Oil had a wild session. It was not sure whether it wanted to focus on the surprise 2.237-million-barrel increase in crude oil supply or the very bullish 3.312 million barrels drop in gasoline supply and the 3.359 million barrels drop in those all-important distillates. Oil also saw some support when the Bureau of Safety and Environmental Enforcement (BSEE) reported that the Coast Guard and the Bureau of Safety and Environmental Enforcement responded to an oil platform fire in the Gulf of Mexico, Wednesday at the Shell l Enchilada platform approximately 112 nautical miles south of Vermilion Bay, Louisiana.
The crude build was a surprise after U.S. oil exports fell from a record of over 2 million barrels a day to only 900,000 a day. U.S. oil production should rise over the next few weeks and production hit a 5-yr high of 9.62 million barrels a day. While that is impressive it is still well below where the EIA said we would be. That is a misread that has longer-term ramifications for many shale producers. Many shale producers will hedge but many are so far underwater it might not make much of a difference to their bottom line. This could set the stage for a rash of mergers and acquisitions in the shale space, but they better hurt as they are already well below the demand growth curve.
U.S. demand is surging, rising 2 million barrels a day to a whopping 21.3 million barrels per day. That was even as U.S. export demand fell by 560,000 barrels a day. U.S. refinery runs are smoking, rising by 1.55 last week.

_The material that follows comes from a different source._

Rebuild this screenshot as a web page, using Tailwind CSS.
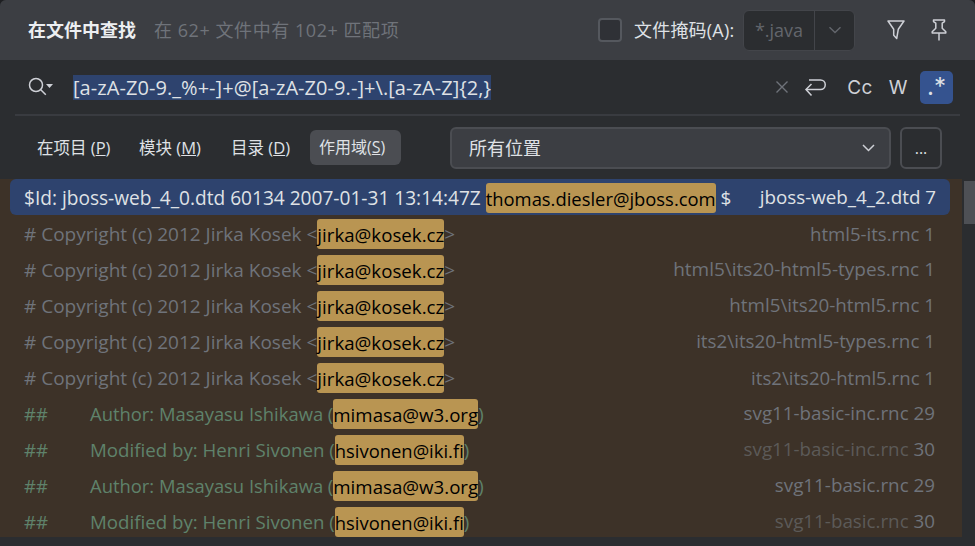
<!DOCTYPE html>
<html lang="zh">
<head>
  <meta charset="UTF-8" />
  <title>在文件中查找</title>
  <script src="https://cdn.jsdelivr.net/npm/@tailwindcss/browser@4"></script>
</head>
<body class="bg-[#1e1f22] overflow-hidden">
  <div class="w-[975px] h-[546px] flex flex-col bg-[#2b2d30] rounded-t-[6px] overflow-hidden text-[#dfe1e5] font-['Open_Sans','Noto_Sans_CJK_SC',sans-serif]">
    <!-- header -->
    <header class="h-[60px] shrink-0 bg-[#3c3e43] flex items-center pl-[28px] text-[18px]">
      <h1 class="font-bold text-[#eceef1] w-[126px]">在文件中查找</h1>
      <span class="text-[#6f737a] tracking-[0.55px]">在 62+ 文件中有 102+ 匹配项</span>
      <div class="ml-auto flex items-center">
        <span class="w-[24px] h-[24px] rounded-[4px] border-2 border-[#55585e] bg-[#2f3136] mr-[12px]"></span>
        <span class="w-[109px] text-[#dfe1e5] tracking-[0.2px]">文件掩码(A):</span>
        <div class="flex h-[41px] w-[112px] rounded-[6px] border border-[#43454a] bg-[#2b2d30] mr-[32px]">
          <span class="w-[70px] flex items-center justify-center text-[#63666c]">*.java</span>
          <span class="flex-1 border-l border-[#43454a] flex items-center justify-center">
            <svg width="14" height="8" viewBox="0 0 14 8" fill="none" stroke="#63666c" stroke-width="1.4"><path d="M1.500 1.200 7 6.600l5.500-5.400"/></svg>
          </span>
        </div>
        <svg class="mr-[26px]" width="18" height="20" viewBox="0 0 18 20" fill="none" stroke="#ced0d6" stroke-width="1.5" stroke-linejoin="round"><path d="M1 1h16l-5.700 8.200-1.600 9.300-3-3.200V9.200z"/></svg>
        <svg class="mr-[28px]" width="16" height="22" viewBox="0 0 16 22" fill="none" stroke="#ced0d6" stroke-width="1.5" stroke-linejoin="round"><path d="M2.500 1h11v1.600l-2.300 1.600v5l3.600 3.600v1.200H1.200v-1.200l3.600-3.600v-5L2.500 2.600zM8 14v7.500"/></svg>
      </div>
    </header>

    <!-- search row -->
    <div class="h-[56px] shrink-0 mx-[15px] border-b-2 border-[#393b40] flex items-center">
      <svg class="ml-[13px]" width="25" height="20" viewBox="0 0 25 20" fill="none" stroke="#ced0d6" stroke-width="1.5"><circle cx="8" cy="8" r="6.500"/><path d="m12.800 12.800 5 5"/><path d="M18 7h7l-3.500 4z" fill="#ced0d6" stroke="none"/></svg>
      <span class="ml-[20px] h-[25px] leading-[25px] bg-[#2e436e] text-[#dfe1e5] text-[20px] tracking-[0.06px] whitespace-pre">[a-zA-Z0-9._%+-]+@[a-zA-Z0-9.-]+\.[a-zA-Z]{2,}</span>
      <div class="ml-auto flex items-center">
        <svg width="12" height="12" viewBox="0 0 12 12" stroke="#6f737a" stroke-width="1.4"><path d="m.5.5 11 11M11.500.5l-11 11"/></svg>
        <svg class="ml-[16px] mt-[2px]" width="22" height="20" viewBox="0 0 22 20" fill="none" stroke="#ced0d6" stroke-width="1.5"><path d="M5 2h11.500a4.500 4.500 0 0 1 0 9.500H2"/><path d="m7.500 6-5.500 5.500 5.500 6"/></svg>
        <span class="ml-[21px] w-[26px] text-center text-[19px] leading-none text-[#ced0d6] font-['Inter'] tracking-[0.5px]">Cc</span>
        <span class="ml-[15px] w-[20px] text-center text-[19px] leading-none text-[#ced0d6] font-['Inter']">W</span>
        <span class="ml-[12px] mr-[7px] w-[33px] h-[33px] rounded-[5px] bg-[#35538f] flex items-center justify-center text-[24px] leading-none text-[#dfe1e5] font-['Inter']">.*</span>
      </div>
    </div>

    <!-- scope row -->
    <div class="h-[64px] shrink-0 flex items-center pl-[37px] text-[16.500px] text-[#dfe1e5]">
      <span class="w-[73px] whitespace-nowrap">在项目 (<u>P</u>)</span>
      <span class="ml-[29px] w-[63px] whitespace-nowrap">模块 (<u>M</u>)</span>
      <span class="ml-[29px] w-[58px] whitespace-nowrap">目录 (<u>D</u>)</span>
      <span class="ml-[21px] h-[35px] w-[91px] rounded-[6px] bg-[#4b4d52] flex items-center pl-[9px] text-[16px] -mt-[2px]">作用域(<u>S</u>)</span>
      <div class="ml-[49px] w-[441px] h-[42px] rounded-[6px] border-2 border-[#4b4d52] bg-[#3c3e43] flex items-center pl-[17px] pr-[14px] text-[18px]">
        <span>所有位置</span>
        <svg class="ml-auto" width="13" height="8" viewBox="0 0 13 8" fill="none" stroke="#ced0d6" stroke-width="1.5"><path d="m1 1 5.500 5.500L12 1"/></svg>
      </div>
      <div class="ml-[9px] w-[42px] h-[42px] rounded-[6px] border-2 border-[#4b4d52] flex items-center justify-center text-[16px]">...</div>
    </div>

    <!-- results -->
    <div class="h-[358px] shrink-0 flex bg-[#3d3228] -mt-[1px] text-[19px] leading-[37px] whitespace-nowrap overflow-hidden">
      <ul class="w-[962px] shrink-0 text-[#6f737a]">
        <li class="h-[36px] ml-[10px] mr-[12px] pl-[14px] pr-[14px] rounded-[6px] bg-[#2e436e] text-[#dfe1e5] flex justify-between">
          <span><span class="text-[19.100px]">$Id: jboss-web_4_0.dtd 60134 2007-01-31 13:14:47Z </span><mark class="bg-[#b99552] text-black rounded-[3px] py-[2.500px] text-[18.400px]">thomas.diesler@jboss.com</mark> $</span>
          <span class="text-[18.800px]">jboss-web_4_2.dtd 7</span>
        </li>
        <li class="h-[36px] pl-[24px] pr-[27px] flex justify-between"><span># Copyright (c) 2012 Jirka Kosek &lt;<mark class="bg-[#b99552] text-black rounded-[3px] py-[2.500px] text-[18.700px]">jirka@kosek.cz</mark>&gt;</span><span class="text-[18.600px]">html5-its.rnc 1</span></li>
        <li class="h-[36px] pl-[24px] pr-[27px] flex justify-between"><span># Copyright (c) 2012 Jirka Kosek &lt;<mark class="bg-[#b99552] text-black rounded-[3px] py-[2.500px] text-[18.700px]">jirka@kosek.cz</mark>&gt;</span><span class="text-[19px]">html5\its20-html5-types.rnc 1</span></li>
        <li class="h-[36px] pl-[24px] pr-[27px] flex justify-between"><span># Copyright (c) 2012 Jirka Kosek &lt;<mark class="bg-[#b99552] text-black rounded-[3px] py-[2.500px] text-[18.700px]">jirka@kosek.cz</mark>&gt;</span><span class="text-[18.800px]">html5\its20-html5.rnc 1</span></li>
        <li class="h-[36px] pl-[24px] pr-[27px] flex justify-between"><span># Copyright (c) 2012 Jirka Kosek &lt;<mark class="bg-[#b99552] text-black rounded-[3px] py-[2.500px] text-[18.700px]">jirka@kosek.cz</mark>&gt;</span><span class="text-[18.800px]">its2\its20-html5-types.rnc 1</span></li>
        <li class="h-[36px] pl-[24px] pr-[27px] flex justify-between"><span># Copyright (c) 2012 Jirka Kosek &lt;<mark class="bg-[#b99552] text-black rounded-[3px] py-[2.500px] text-[18.700px]">jirka@kosek.cz</mark>&gt;</span><span class="text-[18.600px]">its2\its20-html5.rnc 1</span></li>
        <li class="h-[36px] pl-[24px] pr-[27px] flex justify-between text-[#5f826b]"><span class="text-[18.400px]"><span class="inline-block w-[66px]">##</span>Author: Masayasu Ishikawa (<mark class="bg-[#b99552] text-black rounded-[3px] py-[2.500px] text-[18.700px]">mimasa@w3.org</mark>)</span><span class="text-[#6f737a] text-[18.800px]">svg11-basic-inc.rnc 29</span></li>
        <li class="h-[36px] pl-[24px] pr-[27px] flex justify-between text-[#5f826b]"><span class="text-[18.700px]"><span class="inline-block w-[66px]">##</span>Modified by: Henri Sivonen (<mark class="bg-[#b99552] text-black rounded-[3px] py-[2.500px] text-[18.400px]">hsivonen@iki.fi</mark>)</span><span class="text-[#5c5a58] text-[18.800px]">svg11-basic-inc.rnc <span class="text-[#6f737a]">30</span></span></li>
        <li class="h-[36px] pl-[24px] pr-[27px] flex justify-between text-[#5f826b]"><span class="text-[18.400px]"><span class="inline-block w-[66px]">##</span>Author: Masayasu Ishikawa (<mark class="bg-[#b99552] text-black rounded-[3px] py-[2.500px] text-[18.700px]">mimasa@w3.org</mark>)</span><span class="text-[#6f737a] text-[18.800px]">svg11-basic.rnc 29</span></li>
        <li class="h-[36px] pl-[24px] pr-[27px] flex justify-between text-[#5f826b]"><span class="text-[18.700px]"><span class="inline-block w-[66px]">##</span>Modified by: Henri Sivonen (<mark class="bg-[#b99552] text-black rounded-[3px] py-[2.500px] text-[18.400px]">hsivonen@iki.fi</mark>)</span><span class="text-[#5c5a58] text-[18.800px]">svg11-basic.rnc <span class="text-[#6f737a]">30</span></span></li>
      </ul>
      <div class="flex-1 bg-[#2b2d30] pl-[2px]">
        <div class="h-[43px] mt-[2px] bg-[#4e5055]"></div>
      </div>
    </div>
  </div>
</body>
</html>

Gasoline prices at the pump will still rise as ready to use ‘gasoline’ stocks fell 5.3MB this week pushing inventories below the five- year average. Distillate supply fell as farmer harvest demand kept things moving along but the refiners are going to have to continue to run crude to keep up with demand and replenish the supply. Demand increased 952,000 barrels a day a number that will go higher after winter shows up. And it is here! The first arctic blast.